--- WHAT IS REQUIRED ---
Gather each line containing the string "screenshot" from these entries.

--- DATA SECTION ---
----

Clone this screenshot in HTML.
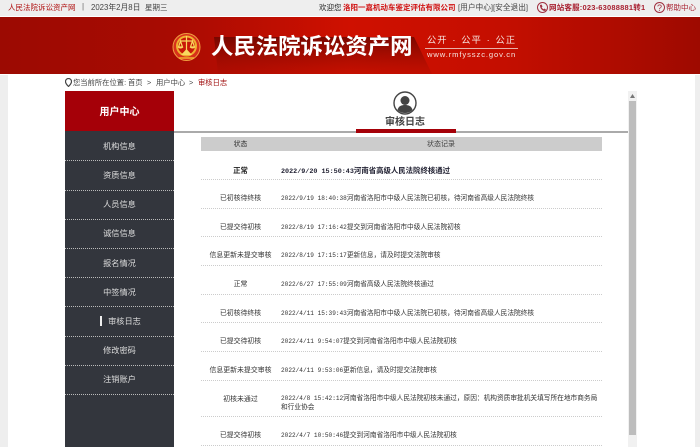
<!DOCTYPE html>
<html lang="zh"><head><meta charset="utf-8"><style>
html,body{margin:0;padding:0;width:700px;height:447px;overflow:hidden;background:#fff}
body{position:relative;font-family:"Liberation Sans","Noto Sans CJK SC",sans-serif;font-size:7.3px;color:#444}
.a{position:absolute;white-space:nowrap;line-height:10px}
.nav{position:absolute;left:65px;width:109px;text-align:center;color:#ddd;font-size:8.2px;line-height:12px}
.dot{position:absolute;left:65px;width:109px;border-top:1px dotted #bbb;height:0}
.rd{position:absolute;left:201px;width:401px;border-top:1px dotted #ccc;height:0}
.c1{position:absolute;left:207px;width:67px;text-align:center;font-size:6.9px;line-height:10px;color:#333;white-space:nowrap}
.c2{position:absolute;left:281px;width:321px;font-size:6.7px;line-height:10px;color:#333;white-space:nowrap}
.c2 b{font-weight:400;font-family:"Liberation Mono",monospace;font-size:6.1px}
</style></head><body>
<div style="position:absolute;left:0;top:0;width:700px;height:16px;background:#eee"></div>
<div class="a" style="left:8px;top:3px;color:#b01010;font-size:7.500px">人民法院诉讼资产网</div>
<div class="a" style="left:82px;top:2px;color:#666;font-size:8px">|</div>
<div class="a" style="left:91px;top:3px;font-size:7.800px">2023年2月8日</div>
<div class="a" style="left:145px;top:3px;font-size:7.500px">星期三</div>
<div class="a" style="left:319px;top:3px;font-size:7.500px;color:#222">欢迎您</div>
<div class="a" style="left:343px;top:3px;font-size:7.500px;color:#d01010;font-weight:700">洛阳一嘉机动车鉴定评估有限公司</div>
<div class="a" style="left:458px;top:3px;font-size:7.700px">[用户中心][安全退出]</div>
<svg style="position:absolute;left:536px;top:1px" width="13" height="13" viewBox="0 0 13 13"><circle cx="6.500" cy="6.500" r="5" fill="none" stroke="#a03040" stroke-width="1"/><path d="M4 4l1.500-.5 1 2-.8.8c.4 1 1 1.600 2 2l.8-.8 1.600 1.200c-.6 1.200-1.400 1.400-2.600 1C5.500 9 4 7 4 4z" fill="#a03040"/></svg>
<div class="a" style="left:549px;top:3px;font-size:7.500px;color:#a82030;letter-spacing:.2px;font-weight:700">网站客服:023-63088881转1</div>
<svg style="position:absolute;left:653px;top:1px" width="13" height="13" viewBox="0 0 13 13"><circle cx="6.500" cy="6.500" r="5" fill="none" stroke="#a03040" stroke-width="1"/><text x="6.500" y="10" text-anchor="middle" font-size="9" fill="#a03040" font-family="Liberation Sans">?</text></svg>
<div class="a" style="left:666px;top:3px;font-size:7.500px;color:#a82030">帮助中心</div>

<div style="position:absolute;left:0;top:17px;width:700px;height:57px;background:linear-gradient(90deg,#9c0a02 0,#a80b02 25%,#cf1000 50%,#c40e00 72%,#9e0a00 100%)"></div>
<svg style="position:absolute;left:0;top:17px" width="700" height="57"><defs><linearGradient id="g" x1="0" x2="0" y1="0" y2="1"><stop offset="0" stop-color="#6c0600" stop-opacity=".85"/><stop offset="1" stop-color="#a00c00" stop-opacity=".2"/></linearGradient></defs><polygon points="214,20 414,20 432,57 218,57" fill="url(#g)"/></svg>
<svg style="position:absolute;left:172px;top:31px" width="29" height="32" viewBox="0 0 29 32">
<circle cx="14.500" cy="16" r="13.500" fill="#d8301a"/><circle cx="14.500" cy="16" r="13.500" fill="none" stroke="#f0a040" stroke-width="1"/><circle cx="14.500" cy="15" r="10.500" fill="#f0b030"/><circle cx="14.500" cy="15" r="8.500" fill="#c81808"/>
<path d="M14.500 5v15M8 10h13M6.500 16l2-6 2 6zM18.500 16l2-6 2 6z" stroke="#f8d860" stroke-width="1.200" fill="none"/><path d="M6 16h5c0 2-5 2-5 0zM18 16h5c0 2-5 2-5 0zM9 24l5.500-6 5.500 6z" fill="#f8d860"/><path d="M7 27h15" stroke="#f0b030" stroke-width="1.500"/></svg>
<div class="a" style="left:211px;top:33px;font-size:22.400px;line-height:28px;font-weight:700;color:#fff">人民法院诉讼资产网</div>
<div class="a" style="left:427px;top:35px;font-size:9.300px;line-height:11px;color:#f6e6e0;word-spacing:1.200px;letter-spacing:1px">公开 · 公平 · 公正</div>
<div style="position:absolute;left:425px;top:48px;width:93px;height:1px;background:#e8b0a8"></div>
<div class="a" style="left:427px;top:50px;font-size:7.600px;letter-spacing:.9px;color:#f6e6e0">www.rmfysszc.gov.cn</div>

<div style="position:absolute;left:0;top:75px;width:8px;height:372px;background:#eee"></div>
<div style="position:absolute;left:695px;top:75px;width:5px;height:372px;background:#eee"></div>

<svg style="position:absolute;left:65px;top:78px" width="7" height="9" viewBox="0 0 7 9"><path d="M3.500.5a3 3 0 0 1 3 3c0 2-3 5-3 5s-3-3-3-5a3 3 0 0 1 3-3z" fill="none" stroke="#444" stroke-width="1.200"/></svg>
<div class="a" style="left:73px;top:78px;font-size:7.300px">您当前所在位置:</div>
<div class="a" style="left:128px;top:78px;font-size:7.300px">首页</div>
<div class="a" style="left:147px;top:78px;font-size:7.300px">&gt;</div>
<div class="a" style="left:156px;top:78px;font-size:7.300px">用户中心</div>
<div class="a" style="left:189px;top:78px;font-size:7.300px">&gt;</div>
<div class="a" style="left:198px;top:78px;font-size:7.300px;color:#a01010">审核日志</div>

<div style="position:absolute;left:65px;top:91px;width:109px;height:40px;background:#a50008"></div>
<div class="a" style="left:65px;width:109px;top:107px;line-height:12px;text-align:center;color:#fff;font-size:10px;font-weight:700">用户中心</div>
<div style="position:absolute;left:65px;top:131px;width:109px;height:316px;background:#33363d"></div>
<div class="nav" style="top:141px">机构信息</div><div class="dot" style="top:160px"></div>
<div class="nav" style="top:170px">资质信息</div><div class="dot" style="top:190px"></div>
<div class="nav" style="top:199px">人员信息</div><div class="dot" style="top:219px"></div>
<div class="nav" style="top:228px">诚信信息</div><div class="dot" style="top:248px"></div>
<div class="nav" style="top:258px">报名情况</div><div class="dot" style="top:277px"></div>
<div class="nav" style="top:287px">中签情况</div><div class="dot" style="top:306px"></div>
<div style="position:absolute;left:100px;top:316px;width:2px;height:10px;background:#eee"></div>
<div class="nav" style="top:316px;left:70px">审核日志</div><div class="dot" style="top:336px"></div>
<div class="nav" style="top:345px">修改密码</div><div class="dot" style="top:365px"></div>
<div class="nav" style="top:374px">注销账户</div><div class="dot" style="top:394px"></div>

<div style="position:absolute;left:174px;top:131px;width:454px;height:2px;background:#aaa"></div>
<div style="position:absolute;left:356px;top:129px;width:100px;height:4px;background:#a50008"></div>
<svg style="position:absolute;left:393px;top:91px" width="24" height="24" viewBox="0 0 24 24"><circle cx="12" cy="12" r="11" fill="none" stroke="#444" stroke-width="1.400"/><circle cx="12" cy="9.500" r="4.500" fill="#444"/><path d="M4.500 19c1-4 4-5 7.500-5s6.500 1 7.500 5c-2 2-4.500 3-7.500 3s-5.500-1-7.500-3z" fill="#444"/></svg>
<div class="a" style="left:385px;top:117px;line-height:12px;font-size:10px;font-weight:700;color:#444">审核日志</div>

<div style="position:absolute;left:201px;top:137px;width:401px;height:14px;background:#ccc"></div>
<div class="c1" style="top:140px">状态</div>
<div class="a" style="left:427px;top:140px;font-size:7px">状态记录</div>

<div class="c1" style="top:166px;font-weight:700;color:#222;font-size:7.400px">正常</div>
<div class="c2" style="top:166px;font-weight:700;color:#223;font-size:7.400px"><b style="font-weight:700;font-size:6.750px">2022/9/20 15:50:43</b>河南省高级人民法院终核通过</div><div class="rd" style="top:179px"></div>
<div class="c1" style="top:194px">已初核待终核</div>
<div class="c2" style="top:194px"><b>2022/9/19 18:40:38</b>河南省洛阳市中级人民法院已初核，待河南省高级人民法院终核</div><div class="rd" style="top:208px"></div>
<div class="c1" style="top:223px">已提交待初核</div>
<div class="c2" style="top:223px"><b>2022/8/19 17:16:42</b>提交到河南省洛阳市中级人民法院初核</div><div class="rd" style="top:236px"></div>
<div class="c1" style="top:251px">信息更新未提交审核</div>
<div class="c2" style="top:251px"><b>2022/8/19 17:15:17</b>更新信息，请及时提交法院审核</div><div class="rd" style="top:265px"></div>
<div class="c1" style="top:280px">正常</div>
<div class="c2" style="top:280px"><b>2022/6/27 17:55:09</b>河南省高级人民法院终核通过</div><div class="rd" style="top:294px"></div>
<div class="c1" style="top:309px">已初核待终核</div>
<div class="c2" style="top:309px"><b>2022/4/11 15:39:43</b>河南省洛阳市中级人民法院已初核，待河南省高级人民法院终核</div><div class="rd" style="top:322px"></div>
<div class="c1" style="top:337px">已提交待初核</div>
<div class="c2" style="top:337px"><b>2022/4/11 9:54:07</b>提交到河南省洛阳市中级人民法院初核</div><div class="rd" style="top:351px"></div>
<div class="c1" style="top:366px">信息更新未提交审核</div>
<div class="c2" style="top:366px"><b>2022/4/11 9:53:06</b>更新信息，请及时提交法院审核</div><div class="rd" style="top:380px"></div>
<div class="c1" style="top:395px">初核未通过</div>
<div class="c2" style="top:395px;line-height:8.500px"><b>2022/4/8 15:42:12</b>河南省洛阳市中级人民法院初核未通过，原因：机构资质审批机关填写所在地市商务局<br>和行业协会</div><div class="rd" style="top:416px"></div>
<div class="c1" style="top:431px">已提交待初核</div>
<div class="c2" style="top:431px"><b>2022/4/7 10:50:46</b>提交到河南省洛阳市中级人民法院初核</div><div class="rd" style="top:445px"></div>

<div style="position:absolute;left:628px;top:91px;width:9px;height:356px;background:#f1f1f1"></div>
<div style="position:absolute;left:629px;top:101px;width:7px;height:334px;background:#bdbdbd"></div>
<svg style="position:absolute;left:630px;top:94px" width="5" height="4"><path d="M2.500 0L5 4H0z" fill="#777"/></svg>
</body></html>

----

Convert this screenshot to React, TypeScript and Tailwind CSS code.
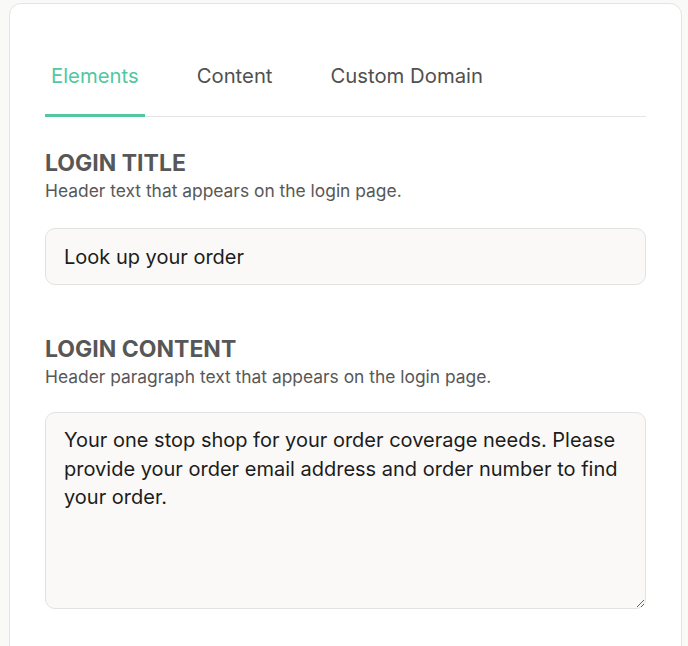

----

--- RESPONSE TO THE EXERCISE ---
Clone this screenshot in HTML.
Convert this screenshot to React, TypeScript and Tailwind CSS code.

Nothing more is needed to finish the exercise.